As most of us are aware, the planet is drowning in plastic waste and is in dire need of different environmental efforts. The term “single-use,” according to Collins, helps highlight “a global movement to kick our addiction to disposable products. From plastic bags, bottles and straws to washable nappies, we have become more conscious of how our habits and behaviors can impact the environment.”

It’s a good reminder to all of us, as we may make an effort in some single-use efforts but not in others. My family has used the same reusable (and frankly, disgusting) grocery bags for years. We have about a half-dozen reusable water bottles circulating through various backpacks and back seats. I have tried to go without straws when I’m out, or embrace the unfamiliar paper type. But yesterday at our Wednesday office staff lunch (a weekly feeding frenzy), yes, I absolutely grabbed the plastic cutlery just like I do every frickin’ week. Why?

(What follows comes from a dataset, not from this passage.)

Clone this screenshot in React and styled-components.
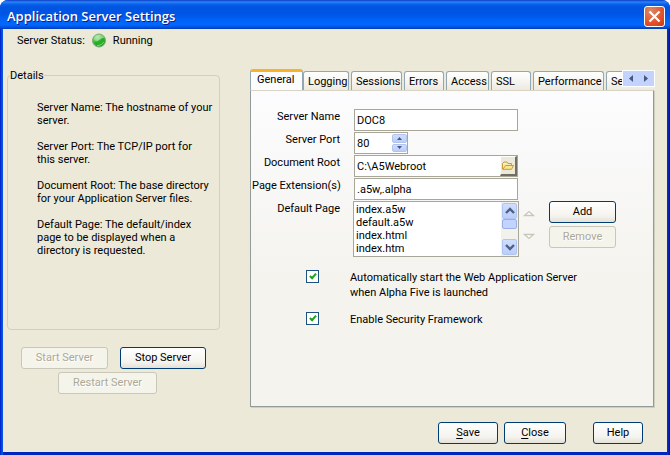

Early 2019 new year’s resolution: Bring a set of silverware from home to keep in my desk, for god’s sake. Or even in my bag. At this point, there are so many reusable and multi-purpose options available at The Container Store, or even Target, I don’t know why we’re defaulting to single-use anything anymore (although with twins, I probably would have had an issue with reusable diapers. Thank god those days are past).

Collins’ shortlist for other 2018 words included “floss” (referencing what my kids like to call “the backpack dance,” which resembles flossing your teeth); “gammon,” “to describe a large, self-satisfied, middle aged man who professes an extreme patriotism in large part to disguise his essential selfishness and corruption”; and another environmental effort, “plogging,” which integrates picking up litter into your usual jog around the neighborhood.